London rocks to reggae beat at 2010 Caribbean carnival

Hundreds of thousands of revelers partied at London’s Notting Hill Carnival on Monday, soaking up the Caribbean spirit at Europe’s biggest street party. Dancers dressed up in feathers and bikinis paraded through west London as elaborate floats filed past. Revelers milled between the sound systems and stalls, dancing, drinking and tucking into jerk chicken as the smells of open-cooked Caribbean food floated into the air.

The festival was originally launched in 1959 by post-World War II immigrants from what were then Britain’s Caribbean colonies, as a community act of defiance following ugly race riots the year before. It was held in various parts of London before settling permanently in Notting Hill in 1964. “At the core of it, it’s still a Caribbean carnival. But obviously it’s been in London 40 years so it’s changed and there are lots of other influences,” carnival director Chris Bootham told AFP. “There’s a Brazilian influence, a London influence — many influences which are part of the melting pot we have here in London.”

An estimated 400,000 people turned up on the carnival’s first day Sunday, traditionally the quieter day before Monday’s finale. London Mayor Boris Johnson said the city was “filled with visitors from across the world eager to have some fun at the ultimate free street party. Our legendary Notting Hill Carnival highlights the richness of Caribbean culture and is the perfect summer celebration,” he said. “I feel a particular affinity to the pulsating steel pans and colorful floats as simply nothing rivals the spirit and energy of carnival. The event showcases the immense contribution that Caribbean Londoners have made and continue to make to life in the capital.”

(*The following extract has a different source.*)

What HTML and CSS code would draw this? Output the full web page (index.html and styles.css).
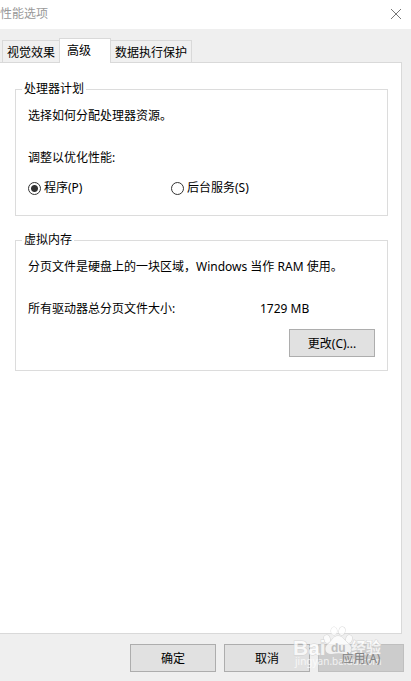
FILE: index.html
```
<!DOCTYPE html>
<html lang="zh-CN">
<head>
  <meta charset="UTF-8">
  <meta name="viewport" content="width=device-width, initial-scale=1.0">
  <title>性能选项</title>
  <link rel="stylesheet" href="styles.css">
</head>
<body>
  <header class="titlebar">
    <span>性能选项</span>
    <button class="close" type="button" aria-label="关闭">
      <svg width="12" height="12" viewBox="0 0 12 12"><path d="M1 1L11 11M11 1L1 11" stroke="#777" fill="none"/></svg>
    </button>
  </header>

  <nav class="tabs">
    <button class="tab" type="button">视觉效果</button>
    <button class="tab active" type="button">高级</button>
    <button class="tab" type="button">数据执行保护</button>
  </nav>

  <main class="panel">
    <fieldset class="group">
      <legend>处理器计划</legend>
      <p>选择如何分配处理器资源。</p>
      <p class="spaced">调整以优化性能:</p>
      <div class="radios">
        <label><input type="radio" name="plan" checked>程序(P)</label>
        <label><input type="radio" name="plan">后台服务(S)</label>
      </div>
    </fieldset>

    <fieldset class="group memory">
      <legend>虚拟内存</legend>
      <p>分页文件是硬盘上的一块区域，Windows 当作 RAM 使用。</p>
      <p class="spaced total"><span>所有驱动器总分页文件大小:</span><span>1729 MB</span></p>
      <div class="change">
        <button class="btn" type="button">更改(C)...</button>
      </div>
    </fieldset>
  </main>

  <footer class="footer">
    <button class="btn" type="button">确定</button>
    <button class="btn" type="button">取消</button>
    <button class="btn" type="button" disabled><span class="label">应用(A)</span></button>
    <div class="watermark">
      <svg width="92" height="44" viewBox="0 0 92 44">
        <g class="mark">
          <ellipse cx="34" cy="14" rx="3" ry="4" transform="rotate(-15 34 14)"/>
          <ellipse cx="41" cy="6" rx="3" ry="4"/>
          <ellipse cx="49" cy="6" rx="3" ry="4" transform="rotate(10 49 6)"/>
          <ellipse cx="56" cy="14" rx="3" ry="4" transform="rotate(15 56 14)"/>
          <path d="M45 11C40 11 39 16 35 19C30 23 33 30 39 29C43 28 48 28 52 29C58 30 61 24 56 19C52 16 50 11 45 11Z"/>
          <text class="brand" x="0" y="30">Bai</text>
          <text class="site" x="58" y="28">经验</text>
        </g>
        <text class="url" x="2" y="40">jingyan.baidu.com</text>
        <text class="du" x="38" y="27">du</text>
      </svg>
    </div>
  </footer>
</body>
</html>
```
FILE: styles.css
```
* {
  box-sizing: border-box;
}
body {
  margin: 0;
  min-height: 100vh;
  display: flex;
  flex-direction: column;
  background: #efefef;
  color: #000;
  font: 12px/16px "Noto Sans", "Noto Sans CJK SC", sans-serif;
}
button {
  font: inherit;
  color: inherit;
  padding: 0;
}
p {
  margin: 0;
}
.titlebar {
  display: flex;
  justify-content: space-between;
  align-items: center;
  height: 29px;
  padding: 0 9px 2px 0;
  background: #fff;
  color: #999;
}
.close {
  display: flex;
  border: 0;
  background: none;
}
.tabs {
  display: flex;
  align-items: flex-end;
  height: 34px;
  padding-left: 2px;
  margin-bottom: -1px;
  z-index: 1;
}
.tab {
  height: 22px;
  padding: 2px 4px 0;
  margin-bottom: 1px;
  border: 1px solid #d9d9d9;
  border-bottom: 0;
  background: #f0f0f0;
}
.tab.active {
  height: 25px;
  margin: 0 -1px;
  padding: 0 19px 1px 7px;
  background: #fff;
}
.panel {
  flex: 1;
  padding: 18px 13px 0 15px;
  margin-right: 9px;
  border: 1px solid #d9d9d9;
  border-left: 0;
  background: #fff;
}
.group {
  min-width: 0;
  height: 135px;
  margin: 0 0 16px;
  padding: 11px 12px 0;
  border: 1px solid #dcdcdc;
}
.group legend {
  padding: 0 2px;
  margin-left: -6px;
}
.memory {
  height: 139px;
}
.spaced {
  margin-top: 26px;
}
.radios {
  display: grid;
  grid-template-columns: 143px auto;
  margin-top: 14px;
}
.radios label {
  display: flex;
  align-items: center;
  gap: 3px;
}
.radios input {
  appearance: none;
  width: 13px;
  height: 13px;
  margin: 0;
  border: 1px solid #333;
  border-radius: 50%;
  background: #fff;
}
.radios input:checked {
  background: radial-gradient(circle, #333 3px, #fff 4px);
}
.total {
  display: grid;
  grid-template-columns: 232px auto;
}
.change {
  display: flex;
  justify-content: flex-end;
  margin-top: 12px;
}
.btn {
  width: 86px;
  height: 28px;
  padding-top: 1px;
  border: 1px solid #adadad;
  background: #e1e1e1;
}
.btn:disabled {
  border-color: #bfbfbf;
  background: #ccc;
  color: #838383;
}
.label {
  position: relative;
  z-index: 2;
}
.footer {
  position: relative;
  display: flex;
  justify-content: flex-end;
  gap: 8px;
  padding: 10px 7px 9px;
}
.watermark {
  position: absolute;
  z-index: 1;
  right: 26px;
  bottom: 12px;
  height: 44px;
  opacity: 0.75;
  pointer-events: none;
}
.mark {
  fill: #fff;
  stroke: #ccc;
  stroke-width: 1px;
  paint-order: stroke;
}
.brand {
  font: bold 21px "Liberation Sans", sans-serif;
}
.site {
  font: bold 15px "Noto Sans CJK SC", sans-serif;
}
.url {
  font: 10px "Noto Sans", sans-serif;
  fill: #fff;
}
.du {
  font: bold 12px "Liberation Sans", sans-serif;
  fill: #bbb;
}
```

The festival has had a reputation for violence in the past and is met with a large policing operation. An estimated 5,000 officers were on the Notting Hill streets. Search points operated at all entrances to the event to prevent weapons being carried into the district, while specialist spotters watched out for known criminals. Police said 150 people had been arrested, largely for drugs, public order and drunken behavior offences. “The policing operation has gone smoothly and to plan. People seem to have heeded warnings to come to carnival to have fun, but not to cause trouble,” Chief Inspector Jo Edwards said. “We can all enjoy this great cultural spectacle without it being marred by serious incidents.”

London Ambulance Service said they had dealt with more than 260 casualties on Sunday, with more than 50 people taken to hospital.